The advantage I have over most people adapting Stephen King is the ability to ask him questions. He was quite involved in the show. He read every draft and signed off on every director we hired and every piece of casting. Owen King, his son, was in the writers’ room with us, too, and he's a producer on the show.

We had a safety net—there was always a member of the King family who at least theoretically could tell us if we were going too far afield. Not that either of them ever did. Everybody involved in the show felt a responsibility to this iconic book that's meant so much to so many people for so long. It means so much to all of us. Everybody in the show grew up with a different relationship to our source material, but a really close and reverent one. The head of our electrical department came up to me wanting to show me his signed first edition of The Stand. He had it in a plastic case so that it was protected. It's clearly one of his prized possessions. This is not something that happens on every show.

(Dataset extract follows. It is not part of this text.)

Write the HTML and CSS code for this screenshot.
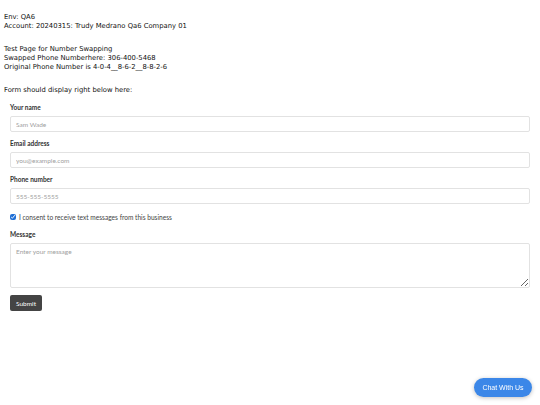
FILE: index.html
```html
<!DOCTYPE html>
<html lang="en">
    <head>
        <meta charset="UTF-8">
        <title>Number Swapping Test</title>
        <link rel="stylesheet" href="styles.css">
    </head>
    <body>
        <div class="info">
            <div class="group">
                Env: QA6<br>
                Account: 20240315: Trudy Medrano Qa6 Company 01
            </div>
            <div class="group">
                Test Page for Number Swapping<br>
                Swapped Phone Numberhere: 306-400-5468<br>
                Original Phone Number is 4-0-4__8-6-2__8-8-2-6
            </div>
            <div class="group">
                Form should display right below here:
            </div>
        </div>
        <form class="contact">
            <div class="field">
                <label for="name">Your name</label>
                <input id="name" type="text" placeholder="Sam Wade">
            </div>
            <div class="field">
                <label for="email">Email address</label>
                <input id="email" type="text" placeholder="you@example.com">
            </div>
            <div class="field">
                <label for="phone">Phone number</label>
                <input id="phone" type="text" placeholder="555-555-5555">
            </div>
            <div class="consent">
                <input id="consent" type="checkbox" checked>
                <label for="consent">I consent to receive text messages from this business</label>
            </div>
            <div class="field">
                <label for="message">Message</label>
                <textarea id="message" placeholder="Enter your message"></textarea>
            </div>
            <button type="button" class="submit">Submit</button>
        </form>
        <button type="button" class="chat">Chat With Us</button>
    </body>
</html>
```

FILE: styles.css
```css
* {
    box-sizing: border-box;
}

body {
    margin: 0;
    color: #111;
    background: #fff;
}

.info {
    padding: 13px 4px 0 4px;
    font-family: "DejaVu Sans", sans-serif;
    font-size: 6.8px;
    line-height: 9px;
}

.group {
    margin-bottom: 14px;
}

.group:last-child {
    margin-bottom: 0;
}

.contact {
    padding: 8px 10px 0 10px;
    font-family: Lato, sans-serif;
}

.field {
    margin-bottom: 7px;
}

.field label {
    display: block;
    font-size: 6.5px;
    font-weight: bold;
    line-height: 9px;
    color: #333;
    margin-bottom: 4px;
}

.field input,
.field textarea {
    display: block;
    width: 100%;
    height: 16px;
    border: 1px solid #e2e2e2;
    border-radius: 2px;
    padding: 0 5px;
    font-family: Lato, sans-serif;
    font-size: 6.5px;
    color: #333;
    background: #fff;
}

.field textarea {
    height: 45px;
    padding: 4px 5px;
    resize: vertical;
}

::placeholder {
    color: #a0a0a0;
}

.consent {
    display: flex;
    align-items: center;
    height: 9px;
    margin: 8px 0 9px 0;
    font-size: 6.6px;
    color: #444;
}

.consent input {
    width: 6px;
    height: 6px;
    margin: 0 3px 0 0;
    accent-color: #1f6fd6;
}

.submit {
    display: block;
    height: 16px;
    padding: 0 6px;
    border: 0;
    border-radius: 2px;
    background: #444;
    color: #fff;
    font-family: Lato, sans-serif;
    font-size: 6.5px;
}

.chat {
    position: fixed;
    right: 8px;
    bottom: 8px;
    width: 58px;
    height: 19px;
    border: 0;
    border-radius: 10px;
    background: #3b87e8;
    color: #fff;
    font-family: "Liberation Sans", sans-serif;
    font-size: 7px;
    box-shadow: 0 1px 4px rgba(0, 0, 0, 0.25);
}
```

It was really inspiring to be on a set with 150 people who are all pulling in the same direction and so focused on bringing their A-game. I don't know why else you would want to be in this business. Isn't that the dream? Being with these incredibly talented people, everybody just feels so much responsibility to do their best work.

I am really excited to see what people make of our take on the book and the decisions we've made in the adaptation. I'm so proud of what we've done. That’s the place you want to get to with any piece of work. We've made the show that we set out to make. If anything, we exceeded our expectations of what it would be, and I know that I will always be proud of it.

 

As told to Nicole Bitette.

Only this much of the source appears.